Valor: Mas há analistas que dizem que a política do possível é muito pouco ambiciosa, e que o sonho deveria norteá-la.

Santiso: Países como México, Brasil e Chile, que na última década implementaram políticas graduais, com uma boa dose de continuísmo, são os mais resistentes, os mais bem-sucedidos. De nada adianta interromper boas políticas e jogar o bebê fora com a água. Se todo governo mudar radicalmente os rumos da economia, não haverá continuidade nem progresso. O pragmatismo foi a marca desses países a partir da década de 1980. Não é inteligente reinventar a roda a cada mudança de governo. Não dá para questionar, por exemplo, o controle da inflação no Brasil, iniciado no governo Fernando Henrique Cardoso e mantido pelo presidente Lula. Outro excelente exemplo é o projeto de educação levado a cabo pela Coreia do Sul há décadas.

Valor: A questão do ambiente é crucial para os emergentes. Eles têm o direito histórico de poluir mais, por que estão em fase de desenvolvimento?
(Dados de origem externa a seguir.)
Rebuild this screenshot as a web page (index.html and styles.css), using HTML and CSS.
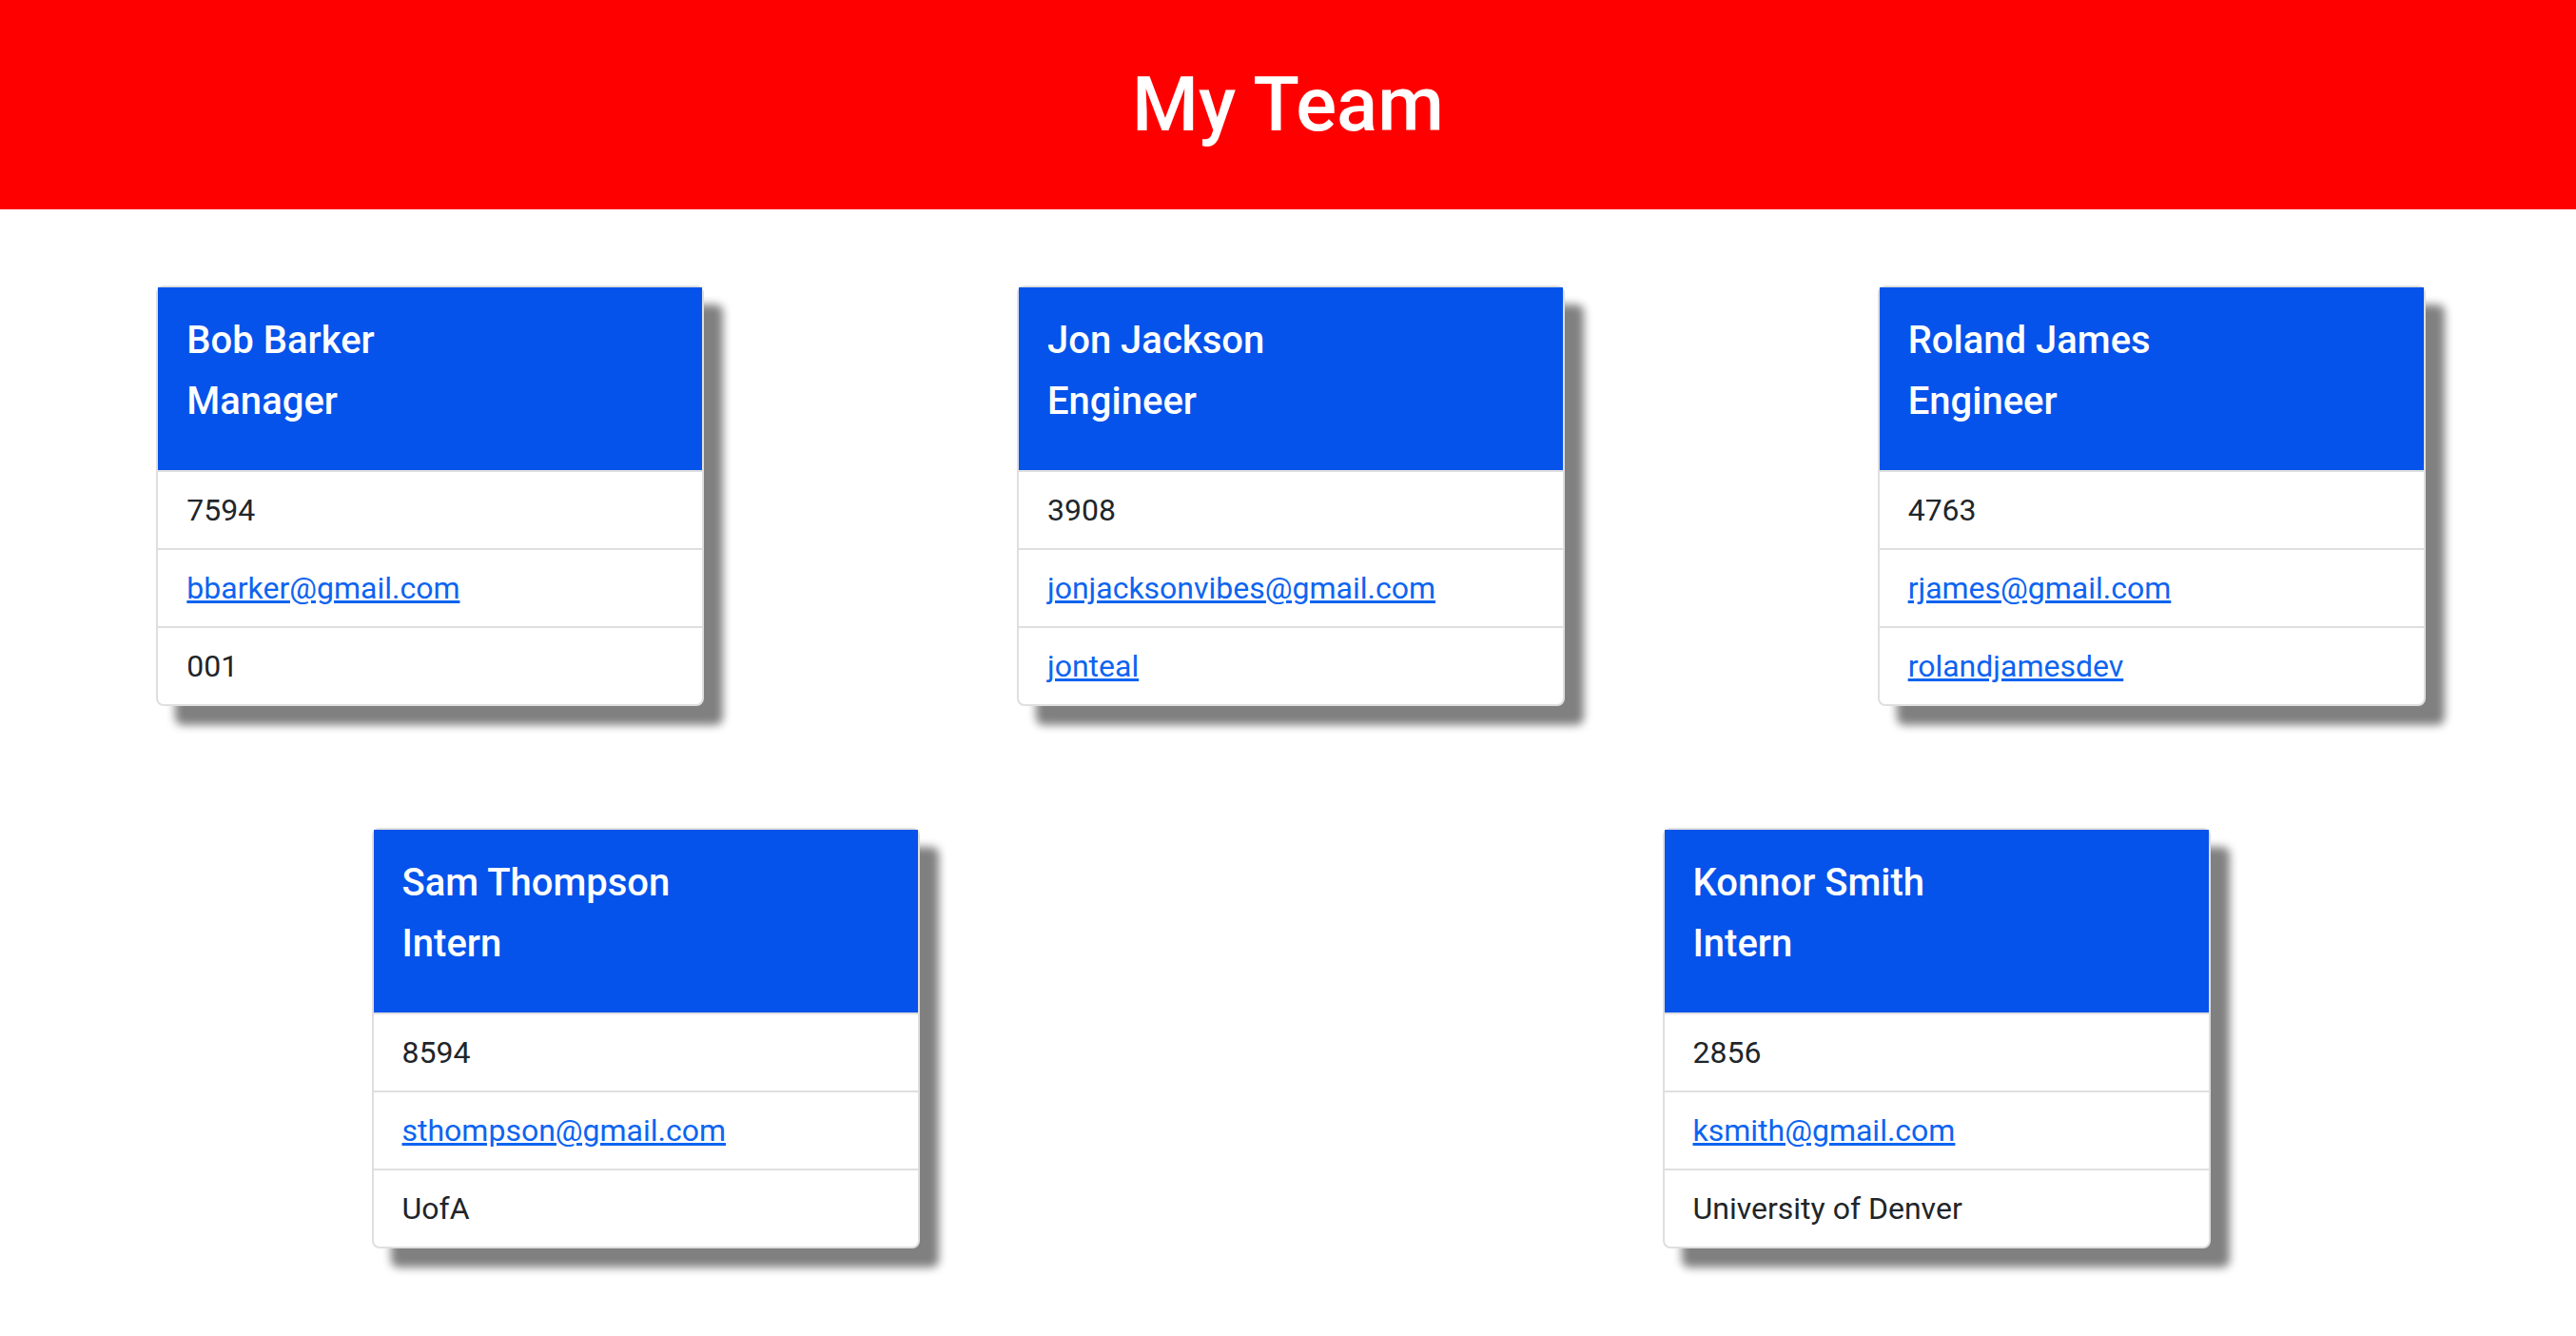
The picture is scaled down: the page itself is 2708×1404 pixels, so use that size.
FILE: index.html
```html
<!DOCTYPE html>
<html>
<head>
    <meta charset="UTF-8">
    <meta name="viewport" content="width=device-width, initial-scale=1.0">
    <title>My Team</title>
    <link rel="stylesheet" href="styles.css">
</head>
<body>
    <header class="banner">
        <h1>My Team</h1>
    </header>

    <main class="team">
        <div class="team-row">
            <div class="card">
                <div class="card-body">
                    <h5>Bob Barker</h5>
                    <h5>Manager</h5>
                </div>
                <ul class="list-group">
                    <li>7594</li>
                    <li><a href="mailto:bbarker@gmail.com">bbarker@gmail.com</a></li>
                    <li>001</li>
                </ul>
            </div>

            <div class="card">
                <div class="card-body">
                    <h5>Jon Jackson</h5>
                    <h5>Engineer</h5>
                </div>
                <ul class="list-group">
                    <li>3908</li>
                    <li><a href="mailto:jonjacksonvibes@gmail.com">jonjacksonvibes@gmail.com</a></li>
                    <li><a href="#">jonteal</a></li>
                </ul>
            </div>

            <div class="card">
                <div class="card-body">
                    <h5>Roland James</h5>
                    <h5>Engineer</h5>
                </div>
                <ul class="list-group">
                    <li>4763</li>
                    <li><a href="mailto:rjames@gmail.com">rjames@gmail.com</a></li>
                    <li><a href="#">rolandjamesdev</a></li>
                </ul>
            </div>
        </div>

        <div class="team-row">
            <div class="card">
                <div class="card-body">
                    <h5>Sam Thompson</h5>
                    <h5>Intern</h5>
                </div>
                <ul class="list-group">
                    <li>8594</li>
                    <li><a href="mailto:sthompson@gmail.com">sthompson@gmail.com</a></li>
                    <li>UofA</li>
                </ul>
            </div>

            <div class="card">
                <div class="card-body">
                    <h5>Konnor Smith</h5>
                    <h5>Intern</h5>
                </div>
                <ul class="list-group">
                    <li>2856</li>
                    <li><a href="mailto:ksmith@gmail.com">ksmith@gmail.com</a></li>
                    <li>University of Denver</li>
                </ul>
            </div>
        </div>
    </main>
</body>
</html>
```

FILE: styles.css
```css
body {
    margin: 0;
    overflow-x: hidden;
    font-family: Roboto, "Liberation Sans", sans-serif;
    font-size: 32px;
    line-height: 48px;
    color: #212529;
    background: #fff;
}

.banner {
    height: 220px;
    background: #ff0000;
    display: flex;
    align-items: center;
    justify-content: center;
}

.banner h1 {
    margin: 0;
    color: #fff;
    font-size: 80px;
    font-weight: 500;
    line-height: 96px;
}

.team {
    padding-top: 80px;
}

.team-row {
    display: flex;
    justify-content: space-around;
    margin-right: -6px;
    margin-bottom: 128px;
}

.card {
    width: 576px;
    box-sizing: border-box;
    border: 2px solid #dfdfdf;
    border-radius: 8px;
    background: #fff;
    box-shadow: 20px 20px 10px #808080;
}

.card-body {
    background: #0553eb;
    color: #fff;
    padding: 32px 30px;
}

.card-body h5 {
    margin: 0 0 16px;
    font-size: 40px;
    font-weight: 500;
    line-height: 48px;
}

.list-group {
    list-style: none;
    margin: 0;
    padding: 0;
}

.list-group li {
    padding: 16px 30px;
    border-top: 2px solid #dfdfdf;
}

.list-group a {
    color: #0d64f0;
    text-decoration: underline;
}
```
Santiso: O ambiente deve ser prioridade de todos os países. As regras para os que chegaram por último devem ser discutidas por todos, pois precisam mesmo se desenvolver. Novamente, os países desenvolvidos precisam adotar certo grau de humildade, de tal forma que todas as necessidades sejam equacionadas, respeitando-se a natureza.

Valor: E os casos da Venezuela e da Bolívia?
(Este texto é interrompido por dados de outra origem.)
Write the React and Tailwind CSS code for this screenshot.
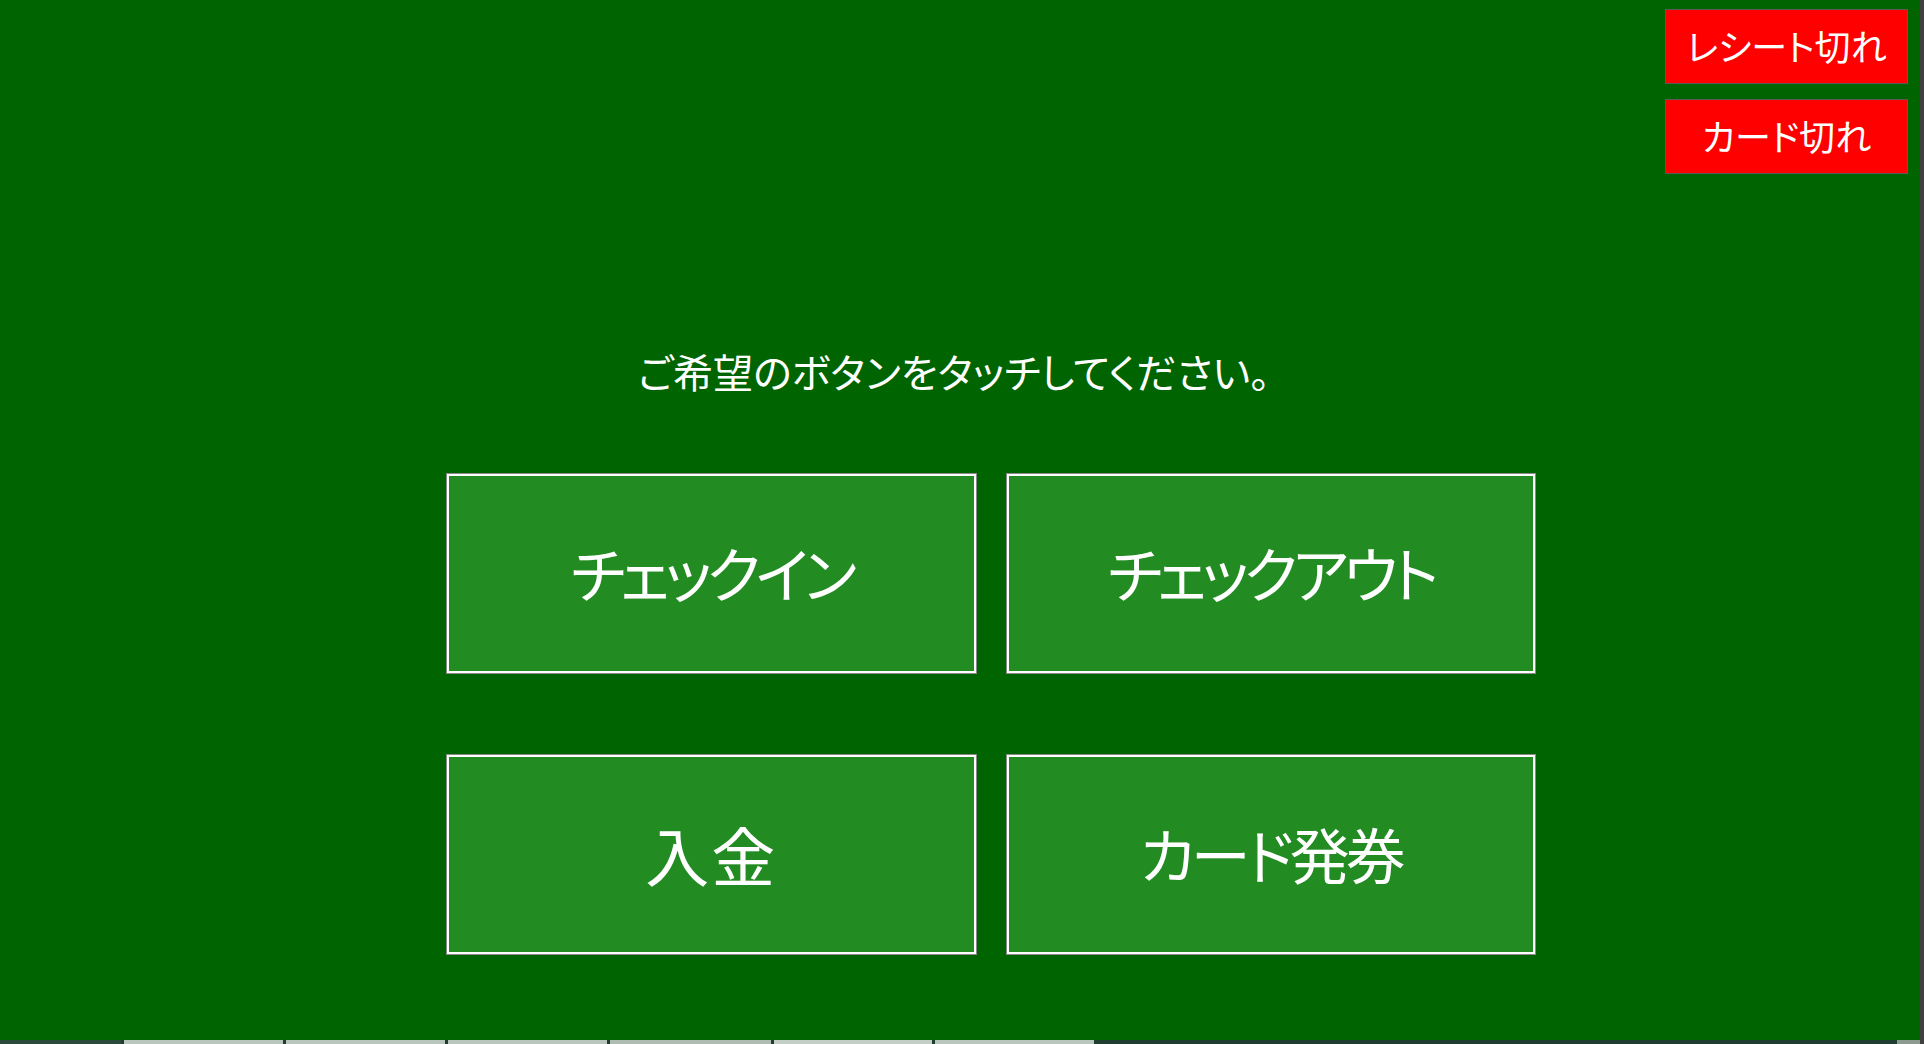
import React from 'react';

const MENU = [
  { label: 'チェックイン', cls: 'text-[60px] tracking-[-5px]' },
  { label: 'チェックアウト', cls: 'text-[60px] tracking-[-5px]' },
  { label: '入金', cls: 'text-[64px] tracking-[2px]' },
  { label: 'カード発券', cls: 'text-[60px] tracking-[-4px]' },
];
const ALERTS = ['レシート切れ', 'カード切れ'];

// taskbar peeking in at the bottom edge
const TABS = [
  { w: 121, c: 'bg-[#2c4a3c]' },
  { w: 159, c: 'bg-[#b9c6bd]' },
  { w: 159, c: 'bg-[#b9c6bd]' },
  { w: 159, c: 'bg-[#b9c6bd]' },
  { w: 161, c: 'bg-[#aebcb2]' },
  { w: 158, c: 'bg-[#c3cec6]' },
  { w: 159, c: 'bg-[#b9c6bd]' },
];

const App = () => {
  return (
    <div className="flex h-[1044px] w-[1924px] flex-col overflow-hidden bg-[#006400] font-['Noto_Sans_CJK_JP','Noto_Sans',sans-serif] text-white [font-feature-settings:'palt']">
      <div className="flex flex-1">
        <main className="flex flex-1 flex-col">
          {/* Status alerts */}
          <div className="flex justify-end pt-[9px] pr-[12px]">
            <div className="flex flex-col gap-[15px]">
              {ALERTS.map((label) => (
                <div
                  key={label}
                  className="flex h-[75px] w-[243px] items-center justify-center border border-[#5a5a5a] bg-[#ff0000] pb-[4px] text-[36px] leading-none"
                >
                  {label}
                </div>
              ))}
            </div>
          </div>

          <p className="mt-[172px] pr-[12px] text-center text-[40px] leading-[50px]">
            ご希望のボタンをタッチしてください。
          </p>

          {/* Menu buttons */}
          <div className="mt-[78px] ml-[447px] grid w-[1088px] grid-cols-2 gap-x-[31px] gap-y-[82px]">
            {MENU.map((item) => (
              <button
                key={item.label}
                className={`flex h-[199px] items-center justify-center border-2 border-white bg-[#228b22] pb-[4px] leading-none text-white shadow-[0_0_0_1px_#8a8a8a] ${item.cls}`}
              >
                {item.label}
              </button>
            ))}
          </div>
        </main>
        <div className="w-[4px] bg-[#404040]" />
      </div>

      <div className="flex h-[4px] bg-[#1f3d30]">
        {TABS.map((t, i) => (
          <div key={i} className={`mr-[3px] h-full ${t.c}`} style={{ width: t.w }} />
        ))}
        <div className="flex-1" />
        <div className="h-full w-[23px] bg-[#8c9a90]" />
        <div className="h-full w-[4px] bg-[#404040]" />
      </div>
    </div>
  );
};

export default App;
Santiso: Estão repetindo a fraseologia do passado. No final, perdem a oportunidade de ter um desenvolvimento mais sustentável. A Venezuela, por exemplo, nada avançou em termos de redução da desigualdade. Eles estão esperando que Godot resolva seus problemas.
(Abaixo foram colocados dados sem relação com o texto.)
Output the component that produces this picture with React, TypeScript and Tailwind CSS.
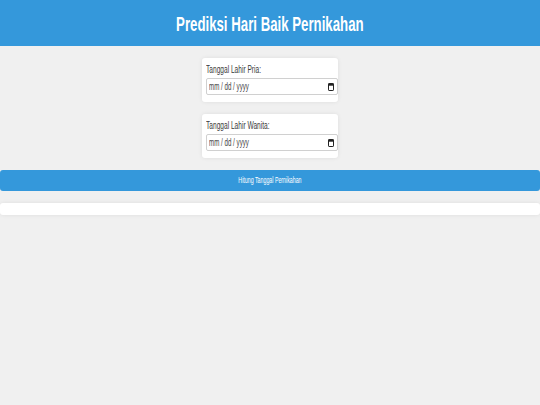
import React from "react";

function CalendarIcon() {
  return (
    <svg width="6" height="8" viewBox="0 0 6 8" className="shrink-0">
      <rect x="0.5" y="0.5" width="5" height="7" rx="0.6" fill="none" stroke="#222" strokeWidth="1" />
      <rect x="0.5" y="0.5" width="5" height="2.2" fill="#222" />
    </svg>
  );
}

function DateField({ label }: { label: string }) {
  return (
    <div className="w-[136px] bg-white rounded-[3px] shadow-[0_0_4px_rgba(0,0,0,0.08)] pt-[4px] pb-[7px] pl-[4px]">
      <div className="h-[14px] leading-[14px] text-[11px] text-[#3a3a3a] whitespace-nowrap">
        <span className="inline-block origin-left scale-x-[0.6]">{label}</span>
      </div>
      <div className="mt-[2px] h-[17px] w-[132px] border border-[#d0d0d0] rounded-[2px] bg-white flex items-center justify-between pl-[2px] pr-[3px]">
        <span className="inline-block origin-left scale-x-[0.62] text-[10px] text-[#444] whitespace-nowrap">mm / dd / yyyy</span>
        <CalendarIcon />
      </div>
    </div>
  );
}

export default function App() {
  return (
    <div className="min-h-[405px] bg-[#f0f0f0]" style={{ fontFamily: '"Liberation Sans", Arial, sans-serif' }}>
      <header className="h-[46px] bg-[#3498db] flex items-center justify-center">
        <h1 className="text-[21px] font-bold text-white whitespace-nowrap leading-none">
          <span className="inline-block scale-x-[0.63]">Prediksi Hari Baik Pernikahan</span>
        </h1>
      </header>

      <div className="flex flex-col items-center gap-[12px] pt-[12px]">
        <DateField label="Tanggal Lahir Pria:" />
        <DateField label="Tanggal Lahir Wanita:" />
      </div>

      <button className="mt-[12px] w-full h-[21px] bg-[#3498db] rounded-[3px] text-white text-[8.5px] flex items-center justify-center whitespace-nowrap">
        <span className="inline-block scale-x-[0.62]">Hitung Tanggal Pernikahan</span>
      </button>

      <div className="mt-[12px] h-[12px] bg-white rounded-[3px] shadow-[0_0_4px_rgba(0,0,0,0.08)]" />
    </div>
  );
}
Valor: Qual é sua avaliação sobre os programas compensatórios, como o Bolsa-Família?

Santiso: São inovações sociais que deveriam ser aplaudidas. Há críticas e fragilidades, claro, mas são a prova da capacidade da região de inovar em políticas. Os resultados são formidáveis em termos de inclusão e os custos não são tão elevados.